Trump continued to push. By the end of the 1984 season, he had swayed opinion enough for the USFL to plan on one final spring block in 1985 before making the move to fall in 1986.

In order to make that transition, they would have to win a massive lawsuit against the NFL.

In the mid-1980s, three major networks meant that three major broadcast contracts would be up for grabs—and the NFL owned all three. To Trump and the USFL, this constituted a monopoly. They filed suit in October 1984. By the time it went to trial in May 1986, the league had shrunk from 18 teams to 14, hadn’t hosted a game since July 1985, kept only threadbare rosters, and was losing what existing television deals it had by migrating to smaller markets (a major part of the NFL’s case was that the real reason for the lawsuit, and the moves to smaller markets, was to make the league an attractive takeover prospect for the NFL). The ruling—which could have forced the NFL to drop one of the three network deals—would effectively become the deciding factor of whether the USFL would continue operations.

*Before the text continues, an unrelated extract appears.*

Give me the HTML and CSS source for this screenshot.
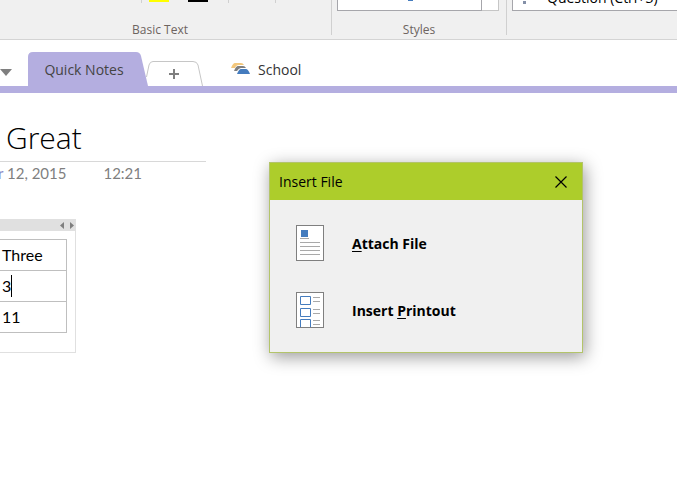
FILE: index.html
```
<!DOCTYPE html>
<html lang="en">
<head>
    <meta charset="UTF-8">
    <meta name="viewport" content="width=device-width, initial-scale=1.0">
    <title>Great - Quick Notes</title>
    <link rel="stylesheet" href="styles.css">
</head>
<body>

    <div class="ribbon">
        <section class="group group-text">
            <div class="group-body text-tools">
                <span class="tool-line"></span>
                <span class="swatch swatch-yellow"></span>
                <span class="swatch swatch-black"></span>
                <span class="tool-line"></span>
                <span class="tool-line tool-line-last"></span>
            </div>
            <div class="group-label">Basic Text</div>
        </section>
        <section class="group group-styles">
            <div class="group-body gallery">
                <div class="gallery-list"><span class="gallery-mark"></span></div>
                <div class="gallery-scroll"></div>
            </div>
            <div class="group-label">Styles</div>
        </section>
        <section class="group group-tags">
            <div class="group-body gallery">
                <div class="tag-list">
                    <span class="tag-mark"></span>
                    <span class="tag-name">Question (Ctrl+3)</span>
                </div>
            </div>
        </section>
    </div>

    <nav class="tabs">
        <svg class="arrow" width="12" height="7" viewBox="0 0 12 7"><path d="M0 0h12L6 7z" fill="#7f7f7f"/></svg>
        <button class="tab tab-active">
            <svg class="tab-shape" width="120" height="34" viewBox="0 0 120 34"><path d="M0 34V5Q0 0 5 0H108Q112 0 113 4L120 34z" fill="#b4aee0"/></svg>
            <span>Quick Notes</span>
        </button>
        <button class="tab tab-new" aria-label="New section">
            <svg width="57" height="25" viewBox="0 0 57 25">
                <path d="M.5 16L3 4Q4 .5 7 .5H47Q51 .5 52 4L56.500 25" fill="#fff" stroke="#c6c6c6"/>
                <path d="M23 13H33M28 8V18" stroke="#7f7f7f" stroke-width="2"/>
            </svg>
        </button>
        <a class="notebook" href="#">
            <svg width="20" height="12" viewBox="0 0 20 12">
                <path d="M0 5Q2 0 4 0H10Q12 0 13 2H8Q5 2 4 5z" fill="#f3c77c"/>
                <path d="M3 8Q5 3 7 3H12Q14 3 15 5H10Q8 5 6 8z" fill="#7f7f7f"/>
                <path d="M6 11Q8 6 10 6H15Q17 6 19 11z" fill="#457cbe"/>
            </svg>
            <span>School</span>
        </a>
    </nav>

    <main class="page">
        <header class="page-head">
            <h1>Great</h1>
        </header>
        <div class="stamp">
            <span><span class="stamp-link">r</span> 12, 2015</span>
            <span>12:21</span>
        </div>

        <div class="note">
            <div class="note-handle">
                <svg width="14" height="7" viewBox="0 0 14 7"><path d="M4 0V7L0 3.500zM10 0V7L14 3.500z" fill="#7f7f7f"/></svg>
            </div>
            <table>
                <tr><td>Three</td></tr>
                <tr><td><span class="caret">3</span></td></tr>
                <tr><td>11</td></tr>
            </table>
        </div>
    </main>

    <div class="dialog" role="dialog" aria-labelledby="dialog-title">
        <div class="dialog-bar">
            <span id="dialog-title">Insert File</span>
            <button class="close" aria-label="Close">
                <svg width="12" height="12" viewBox="0 0 12 12"><path d="M.5 .5l11 11M11.500 .5l-11 11" stroke="#000" stroke-width="1.200"/></svg>
            </button>
        </div>
        <div class="choices">
            <button class="choice">
                <svg width="28" height="36" viewBox="0 0 28 36">
                    <rect x=".5" y=".5" width="27" height="35" fill="#fff" stroke="#7f7f7f"/>
                    <path d="M5 5h7v7H5z" fill="#457cbe"/>
                    <path d="M4 13.500h9M4 17.500h20M4 21.500h20M4 25.500h20M4 29.500h20" stroke="#a9a9a9"/>
                </svg>
                <span><u>A</u>ttach File</span>
            </button>
            <button class="choice">
                <svg width="28" height="36" viewBox="0 0 28 36">
                    <rect x=".5" y=".5" width="27" height="35" fill="#fff" stroke="#7f7f7f"/>
                    <path d="M4.500 4.500h10v8h-10zM4.500 16.500h10v8h-10zM4.500 35V27.500h10V35" fill="none" stroke="#457cbe"/>
                    <path d="M17 5.500h7M17 9.500h7M17 17.500h7M17 21.500h7M17 28.500h7M17 32.500h7" stroke="#a9a9a9"/>
                </svg>
                <span>Insert <u>P</u>rintout</span>
            </button>
        </div>
    </div>

</body>
</html>
```
FILE: styles.css
```
* {
    box-sizing: border-box;
}

body {
    margin: 0;
    background: #fff;
    color: #000;
    font-family: "Open Sans", "Noto Sans", sans-serif;
    font-size: 14px;
    overflow-x: hidden;
}

button {
    padding: 0;
    border: none;
    background: none;
    color: inherit;
    font: inherit;
    cursor: pointer;
}

svg {
    display: block;
    flex: none;
}

/* ribbon */
.ribbon {
    display: flex;
    align-items: flex-start;
    background: #f0f0f0;
    border-bottom: 1px solid #d4d4d4;
    padding-bottom: 4px;
}

.group {
    height: 35px;
    border-right: 1px solid #d0d0d0;
}

.group-text {
    width: 332px;
}

.group-styles {
    width: 175px;
}

.group-tags {
    flex: 1;
    border-right: none;
}

.group-body {
    display: flex;
    height: 11px;
}

.group-label {
    padding-top: 10px;
    color: #6d6460;
    font-size: 12px;
    line-height: 18px;
    text-align: center;
}

.group-text .group-label {
    padding-left: 132px;
    text-align: left;
}

.text-tools {
    padding-left: 141px;
}

.tool-line {
    width: 1px;
    height: 3px;
    margin-right: 46px;
    background: #d0d0d0;
}

.tool-line:first-child {
    margin-right: 7px;
}

.tool-line-last {
    margin-right: 0;
}

.swatch {
    width: 20px;
    height: 2px;
    margin-right: 20px;
}

.swatch-yellow {
    margin-right: 19px;
    background: #ff0;
}

.swatch-black {
    background: #000;
}

.gallery {
    padding: 0 7px 0 5px;
}

.gallery-list {
    flex: 1;
    background: #fff;
    border: 1px solid #a6a6ab;
    border-top: none;
}

.gallery-mark {
    display: block;
    width: 5px;
    height: 1px;
    margin-left: 70px;
    background: #457cbe;
}

.gallery-scroll {
    width: 17px;
    background: #fff;
    border: 1px solid #c6c6c6;
    border-width: 0 1px 1px 0;
}

.group-tags .gallery {
    padding-right: 0;
}

.tag-list {
    display: flex;
    align-items: flex-end;
    flex: 1;
    background: #fff;
    border: 1px solid #a6a6ab;
    border-width: 0 0 1px 1px;
}

.tag-mark {
    width: 3px;
    height: 3px;
    margin: 0 21px 6px 10px;
    background: #8490a8;
}

.tag-name {
    padding-bottom: 3px;
    line-height: 18px;
    white-space: nowrap;
}

/* section tabs */
.tabs {
    display: flex;
    align-items: flex-end;
    height: 53px;
    border-bottom: 7px solid #b4aee0;
}

.arrow {
    margin: 0 16px 10px 0;
}

.tab-active {
    position: relative;
    width: 118px;
    height: 34px;
    padding: 0 6px 0 0;
    color: #444;
}

.tab-active span {
    position: relative;
}

.tab-shape {
    position: absolute;
    top: 0;
    left: 0;
}

.notebook {
    display: flex;
    align-items: center;
    gap: 7px;
    height: 34px;
    margin-left: 28px;
    color: #333;
    text-decoration: none;
}

/* note page */
.page {
    padding-top: 26px;
    font-family: Lato, "Open Sans", sans-serif;
}

.page-head {
    width: 206px;
    border-bottom: 1px solid #d8d8d8;
}

h1 {
    margin: 0;
    padding: 0 0 4px 6px;
    font-family: "Open Sans", sans-serif;
    font-size: 30px;
    font-weight: 300;
    line-height: 38px;
}

/* the page is scrolled sideways, so the date starts past the left edge */
.stamp {
    display: flex;
    gap: 37px;
    margin-left: -2px;
    color: #7f7f7f;
    font-size: 15px;
    line-height: 22px;
}

.stamp-link {
    color: #8c8cc8;
}

.note {
    width: 76px;
    height: 134px;
    margin-top: 35px;
    border: 1px solid #e0e0e0;
    border-width: 0 1px 1px 0;
}

.note-handle {
    display: flex;
    justify-content: flex-end;
    align-items: center;
    height: 12px;
    padding-right: 1px;
    background: #e0e0e0;
}

table {
    width: 67px;
    margin-top: 8px;
    border-collapse: collapse;
    font-size: 16px;
    line-height: 22px;
}

td {
    height: 31px;
    padding: 0 0 0 2px;
    border: 1px solid #bfbfbf;
    border-left: none;
}

.caret {
    display: inline-block;
    border-right: 1px solid #000;
}

/* insert dialog */
.dialog {
    position: absolute;
    top: 162px;
    left: 269px;
    width: 314px;
    background: #f0f0f0;
    border: 1px solid #b3c46a;
    box-shadow: 2px 4px 16px rgba(0, 0, 0, 0.4);
}

.dialog-bar {
    display: flex;
    justify-content: space-between;
    align-items: center;
    height: 37px;
    padding: 0 15px 0 9px;
    background: #adcd2b;
}

.choices {
    display: flex;
    flex-direction: column;
    gap: 31px;
    padding: 25px 26px 24px;
}

.choice {
    display: flex;
    align-items: center;
    gap: 28px;
    font-weight: 700;
}

.choice u {
    text-underline-offset: 2px;
}
```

They came close. A New York jury deliberated for 31 hours over five days. After the verdict, jurors told press that half believed the NFL was guilty of being a monopoly and were prepared to offer the USFL up to $300 million in damages; the other half thought the USFL had been crippled by its own irresponsible expansion efforts. Neither side would budge.

To avoid a hung jury, it was decided they would find in favor of the USFL but only award damages in the amount of $1. One juror told the Los Angeles Times that she thought it would be an indication for the judge to calculate proper damages.

He didn’t. The USFL was awarded treble damages for $3 in total, an amount that grew slightly with interest after time for appeal. The NFL sent them a payment of $3.76. (Less famously, the NFL was also ordered to pay $5.5 million in legal fees.)

Rudy Shiffer, vice-president of the Memphis Showboats, summed up the USFL's fate shortly after the ruling was handed down. “We’re dead,” he said.